Written request: Return the material exactly, first line through the line containing "import React from", and nothing more. Pictures stay out.

Task inputs:
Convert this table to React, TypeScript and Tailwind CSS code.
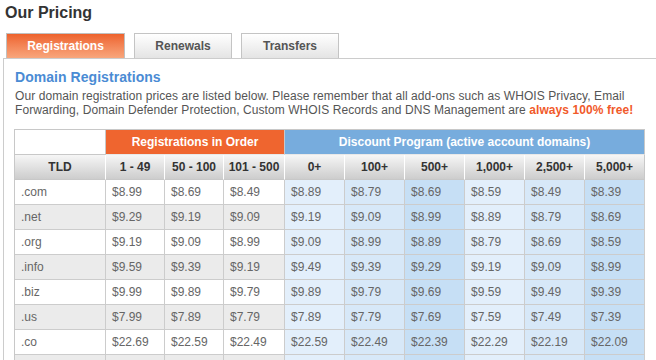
import React from "react";

const rows: [string, string[]][] = [
  [".com", ["8.99", "8.69", "8.49", "8.89", "8.79", "8.69", "8.59", "8.49", "8.39"]],
  [".net", ["9.29", "9.19", "9.09", "9.19", "9.09", "8.99", "8.89", "8.79", "8.69"]],
  [".org", ["9.19", "9.09", "8.99", "9.09", "8.99", "8.89", "8.79", "8.69", "8.59"]],
  [".info", ["9.59", "9.39", "9.19", "9.49", "9.39", "9.29", "9.19", "9.09", "8.99"]],
  [".biz", ["9.99", "9.89", "9.79", "9.89", "9.79", "9.69", "9.59", "9.49", "9.39"]],
  [".us", ["7.99", "7.89", "7.79", "7.89", "7.79", "7.69", "7.59", "7.49", "7.39"]],
  [".co", ["22.69", "22.59", "22.49", "22.59", "22.49", "22.39", "22.29", "22.19", "22.09"]],
  [".me", ["15.99", "15.89", "15.79", "15.89", "15.79", "15.69", "15.59", "15.49", "15.39"]],
];

const blueBg = [
  "bg-[#e3effb]",
  "bg-[#d7e8f8]",
  "bg-[#c6dff5]",
  "bg-[#e3effb]",
  "bg-[#d7e8f8]",
  "bg-[#c6dff5]",
];

const colWidths = [91, 59, 59, 61, 60, 60, 60, 60, 60, 60];
const subHeads = ["TLD", "1 - 49", "50 - 100", "101 - 500", "0+", "100+", "500+", "1,000+", "2,500+", "5,000+"];

export default function App() {
  return (
    <div
      className="w-[656px] h-[360px] overflow-hidden bg-white px-[3px]"
      style={{ fontFamily: '"Liberation Sans", Arial, sans-serif' }}
    >
      <div className="pt-[4px] ml-[2px] text-[16px] leading-[18px] font-bold text-[#333]">Our Pricing</div>
      <div className="mt-[11px] ml-[3px] flex gap-[9px] h-[25px]">
        <div className="w-[119px] h-[25px] flex items-center justify-center border border-[#c0c0c0] border-b-0 bg-linear-to-b from-[#ed622c] to-[#f8a67c] text-white text-[12px] font-bold">
          Registrations
        </div>
        <div className="w-[98px] h-[25px] flex items-center justify-center border border-[#c4c4c4] border-b-0 bg-linear-to-b from-white to-[#e4e4e4] text-[#555] text-[12px] font-bold">
          Renewals
        </div>
        <div className="w-[98px] h-[25px] flex items-center justify-center border border-[#c4c4c4] border-b-0 bg-linear-to-b from-white to-[#e4e4e4] text-[#555] text-[12px] font-bold">
          Transfers
        </div>
      </div>
      <div className="border-t border-l border-[#cccccc] mr-[-10px] pl-[10px] pt-[10px] pb-4">
        <div className="ml-px text-[14px] leading-[16px] font-bold text-[#4a8bd4] tracking-[0.05px]">Domain Registrations</div>
        <p className="ml-px mt-[5px] w-[634px] text-[12px] leading-[13.6px] text-[#555] tracking-[0.08px]">
          Our domain registration prices are listed below. Please remember that all add-ons such as WHOIS Privacy, Email
          Forwarding, Domain Defender Protection, Custom WHOIS Records and DNS Management are{" "}
          <span className="font-bold text-[#f15a2b]">always 100% free!</span>
        </p>
        <table className="mt-[12px] table-fixed border-separate border-spacing-0 border-t border-l border-[#c8c8c8] w-[631px] text-[12px]">
          <colgroup>
            {colWidths.map((w, i) => (
              <col key={i} style={{ width: w }} />
            ))}
          </colgroup>
          <thead>
            <tr>
              <th className="h-[25px] p-0 bg-white border-r border-b border-[#c8c8c8]"></th>
              <th
                colSpan={3}
                className="h-[25px] p-0 bg-[#ef652f] text-white font-bold border-r border-b border-r-[#c8c8c8] border-b-[#e8e8e8]"
              >
                Registrations in Order
              </th>
              <th
                colSpan={6}
                className="h-[25px] p-0 bg-[#77acdd] text-white font-bold border-r border-b border-r-[#c8c8c8] border-b-[#e8e8e8]"
              >
                Discount Program (active account domains)
              </th>
            </tr>
            <tr>
              {subHeads.map((h, i) => (
                <th
                  key={h}
                  className={`h-[25px] p-0 bg-linear-to-b from-[#f6f6f6] to-[#cdcdcd] text-[#333] font-bold border-b border-b-[#c8c8c8] border-r ${
                    i === subHeads.length - 1 ? "border-r-[#c8c8c8]" : "border-r-white"
                  }`}
                >
                  {h}
                </th>
              ))}
            </tr>
          </thead>
          <tbody>
            {rows.map(([tld, prices], r) => {
              const grey = r % 2 === 1;
              const leftBg = grey ? "bg-[#ebebeb]" : "bg-white";
              return (
                <tr key={tld}>
                  <td className={`h-[25px] py-0 pl-[6px] text-[#666] border-r border-b border-[#cccccc] ${leftBg}`}>{tld}</td>
                  {prices.map((p, i) => (
                    <td
                      key={i}
                      className={`h-[25px] py-0 pl-[6px] text-[#666] border-r border-b border-[#cccccc] whitespace-nowrap ${
                        i < 3 ? leftBg : blueBg[i - 3]
                      }`}
                    >
                      ${p}
                    </td>
                  ))}
                </tr>
              );
            })}
          </tbody>
        </table>
      </div>
    </div>
  );
}
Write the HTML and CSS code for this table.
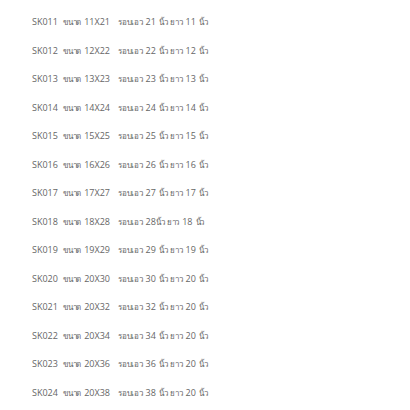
FILE: index.html
```html
<!DOCTYPE html>
<html lang="th">
<head>
	<meta charset="UTF-8">
	<title>ขนาด</title>
	<link rel="stylesheet" href="styles.css">
</head>
<body>
	<div class="sizes">
		<p><span>SK011</span> <i>ขนาด</i> 11X21 <b></b><i>รอบเอว</i> 21 <i>นิ้ว ยาว</i> 11 <i>นิ้ว</i></p>
		<p><span>SK012</span> <i>ขนาด</i> 12X22 <b></b><i>รอบเอว</i> 22 <i>นิ้ว ยาว</i> 12 <i>นิ้ว</i></p>
		<p><span>SK013</span> <i>ขนาด</i> 13X23 <b></b><i>รอบเอว</i> 23 <i>นิ้ว ยาว</i> 13 <i>นิ้ว</i></p>
		<p><span>SK014</span> <i>ขนาด</i> 14X24 <b></b><i>รอบเอว</i> 24 <i>นิ้ว ยาว</i> 14 <i>นิ้ว</i></p>
		<p><span>SK015</span> <i>ขนาด</i> 15X25 <b></b><i>รอบเอว</i> 25 <i>นิ้ว ยาว</i> 15 <i>นิ้ว</i></p>
		<p><span>SK016</span> <i>ขนาด</i> 16X26 <b></b><i>รอบเอว</i> 26 <i>นิ้ว ยาว</i> 16 <i>นิ้ว</i></p>
		<p><span>SK017</span> <i>ขนาด</i> 17X27 <b></b><i>รอบเอว</i> 27 <i>นิ้ว ยาว</i> 17 <i>นิ้ว</i></p>
		<p><span>SK018</span> <i>ขนาด</i> 18X28 <b></b><i>รอบเอว</i> 28<i>นิ้ว ยาว</i> 18 <i>นิ้ว</i></p>
		<p><span>SK019</span> <i>ขนาด</i> 19X29 <b></b><i>รอบเอว</i> 29 <i>นิ้ว ยาว</i> 19 <i>นิ้ว</i></p>
		<p><span>SK020</span> <i>ขนาด</i> 20X30 <b></b><i>รอบเอว</i> 30 <i>นิ้ว ยาว</i> 20 <i>นิ้ว</i></p>
		<p><span>SK021</span> <i>ขนาด</i> 20X32 <b></b><i>รอบเอว</i> 32 <i>นิ้ว ยาว</i> 20 <i>นิ้ว</i></p>
		<p><span>SK022</span> <i>ขนาด</i> 20X34 <b></b><i>รอบเอว</i> 34 <i>นิ้ว ยาว</i> 20 <i>นิ้ว</i></p>
		<p><span>SK023</span> <i>ขนาด</i> 20X36 <b></b><i>รอบเอว</i> 36 <i>นิ้ว ยาว</i> 20 <i>นิ้ว</i></p>
		<p><span>SK024</span> <i>ขนาด</i> 20X38 <b></b><i>รอบเอว</i> 38 <i>นิ้ว ยาว</i> 20 <i>นิ้ว</i></p>
	</div>
</body>
</html>
```
FILE: styles.css
```css
*{
	margin: 0;
	padding: 0;
}
body{
	background-color: #fff;
	font-family: "Open Sans", "Noto Sans", sans-serif;
	font-size: 9px;
	color: #666;
}
.sizes{
	padding: 8px 0 0 32px;
}
.sizes p{
	line-height: 28.5px;
	white-space: nowrap;
	word-spacing: 1px;
}
.sizes span{
	margin-right: 2px;
}
.sizes i{
	font-style: normal;
	font-size: 8px;
	letter-spacing: -0.35px;
}
.sizes b{
	display: inline-block;
	width: 5px;
}
```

Response below:
Convert this table to React, TypeScript and Tailwind CSS code.
import React from "react";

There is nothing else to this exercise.